This looks like the start of something great.
“10 Cloverfield Lane” is a sequel to 2008’s unexpected hit “Cloverfield.” It’s not a duplication, nor is it exactly a continuation. Instead, it’s the moment a franchise finds out exactly what it wants to be.
It’s easy enough to recommend, but much harder to explain without giving the fun stuff away. What you need to know is that the film follows Michelle (Mary Elizabeth Winstead), a woman who leaves her fiancé, gets in a car crash, and ends up in a bunker. There, she meets Howard (John Goodman), a man who has been preparing for the apocalypse his whole life. “Crazy is building your ark after the flood has already come,” he tells her.
Howard promises Michelle safety from what he believes is a brewing nuclear war. She’s accompanied by another stranger, Emmett (John Gallagher Jr.).
As with anything J.J. Abrams slaps his name on, there’s a lot of mystery surrounding the project. What isn’t secret is its foundation. “Cloverfield,” seen from the point of view of a shaky camcorder, was a new twist on watching a monster destroy New York.
The biggest gripe about “Cloverfield” was that most of its characters couldn’t stand up to its compelling story and style. The first half hour of “Cloverfield,” pre-monster, is something of a drag.
“10 Cloverfield Lane” fixes that problem. The cast is small, and everybody is at the top of their game. Years after “Scott Pilgrim vs. the World,” this is the film that could make Mary Elizabeth Winstead a star. She gives off serious Ripley vibes here as someone who is pure survival instincts with a big heart.
Meanwhile, John Goodman is here to remind everyone that he is one of the best working American actors. I’ve never heard anybody sound so menacing while offering up a bowl of ice cream. And with intentions so unclear, he flawlessly plays into the central mystery.
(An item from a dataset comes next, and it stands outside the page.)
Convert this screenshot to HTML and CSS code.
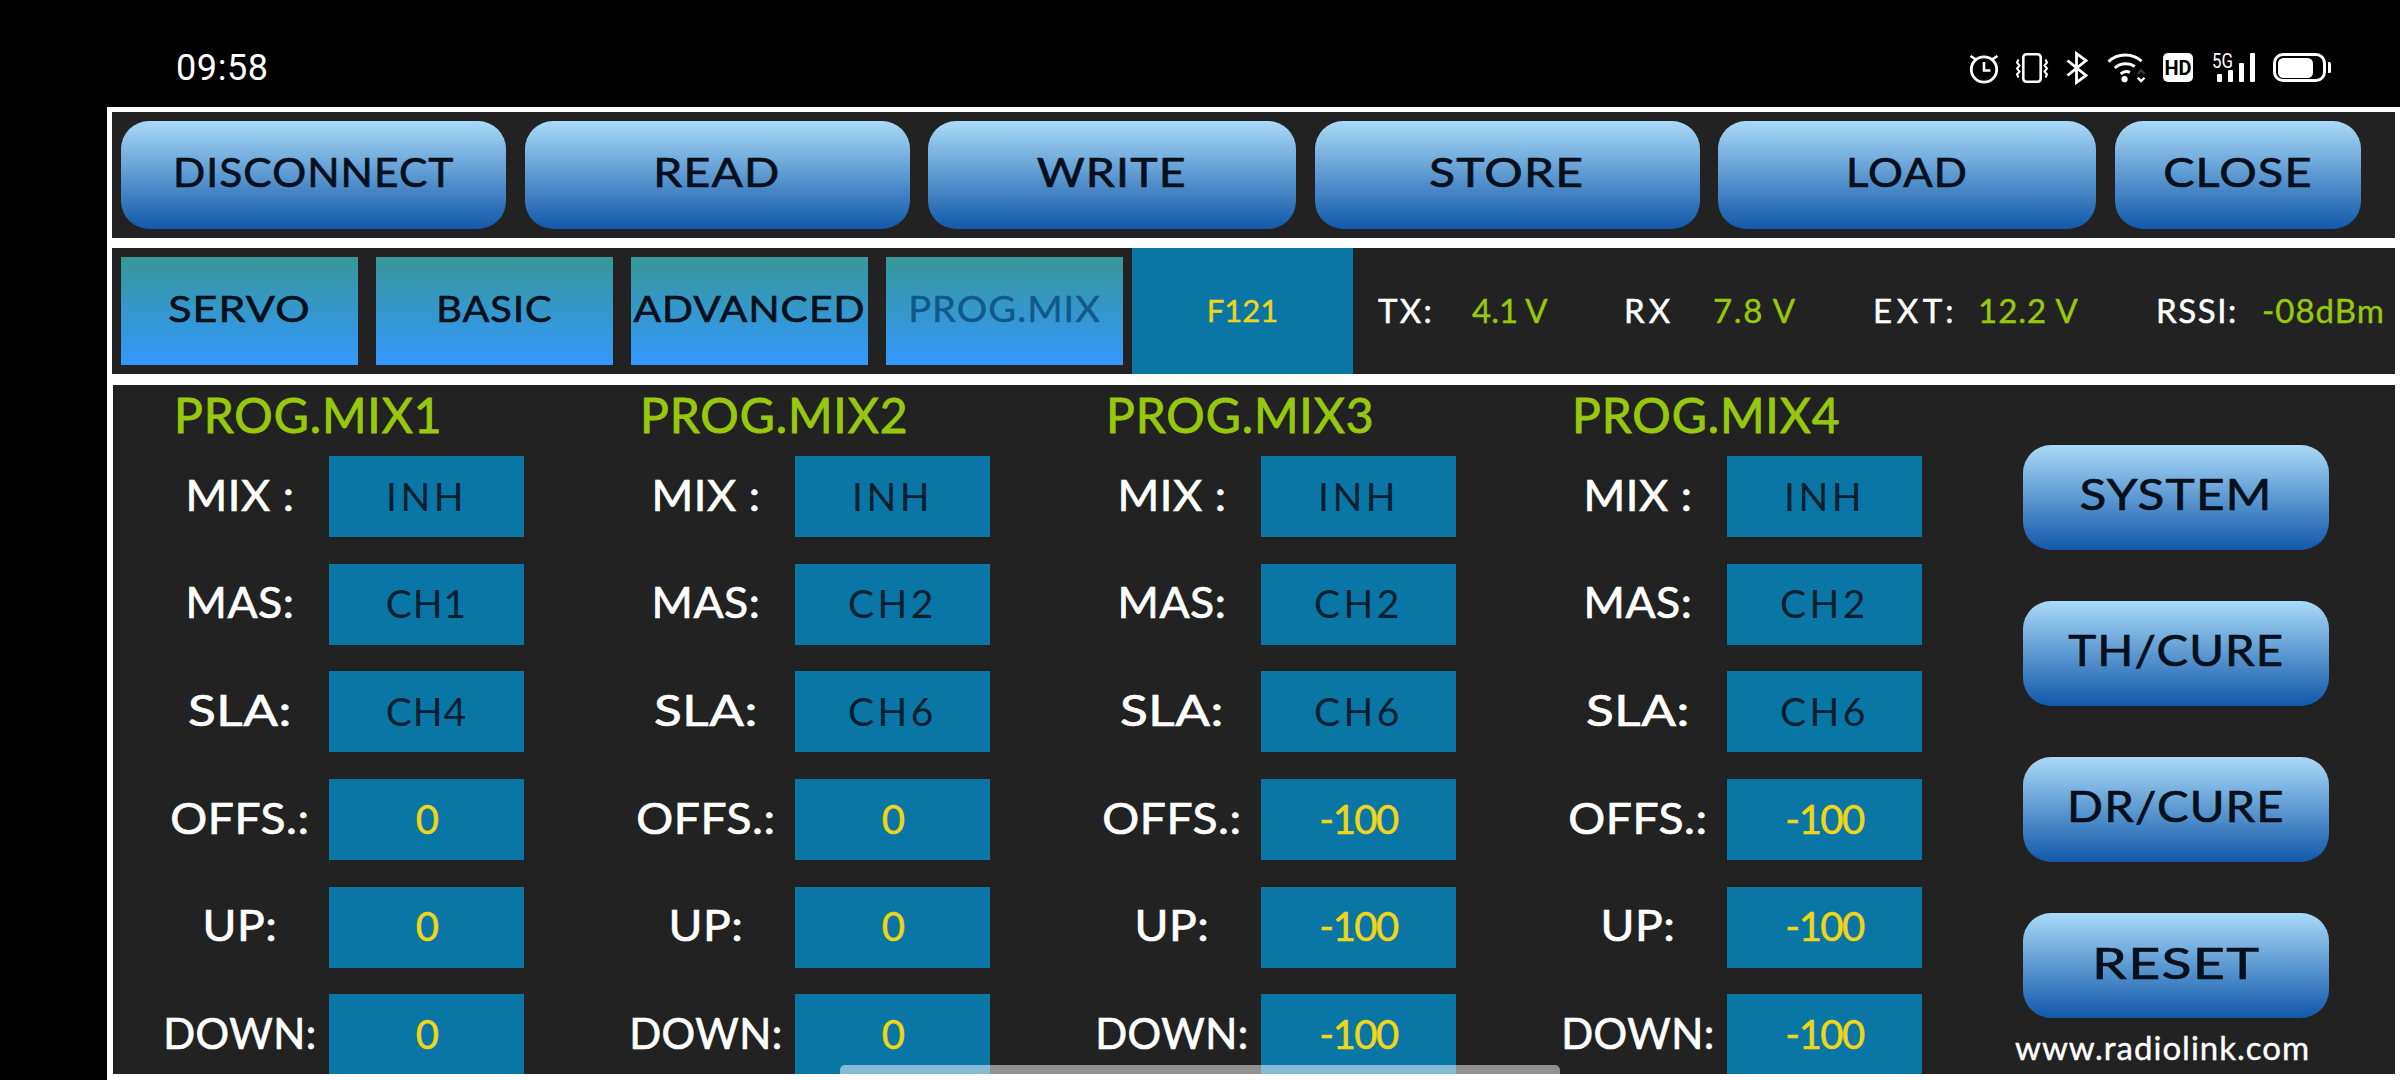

It’s tough to think of many other mainstream movies today that use so little to produce so much. Director Dan Trachtenberg is masterful at creating terror just from the sound of a door opening. This is a horror movie about everything we don’t see. Abrams has spent a career talking about mystery boxes. Here, acting as producer, he finally places his characters inside of one.
Without giving away too much, “10 Cloverfield Lane” exists in the same world as its predecessor, but it is still its own thing. With every major player from Marvel and DC to “Star Wars” trying to connect every single dot in their universes, it’s refreshing to see a series that doesn’t care about continuity.
“10 Cloverfield Lane” is going for something more along the lines of a modern “Twilight Zone” episode. Instead of sending its characters to a new world, it emphasises how they react to an unfamiliar situation on earth. And in the end, the slate will be wiped clean.
Let’s accept “10 Cloverfield Lane” for the intricate and intense piece of sci-fi it is. But as somebody who tries not to root for sequels all the time, I could see myself watching 10 different variations of this same story.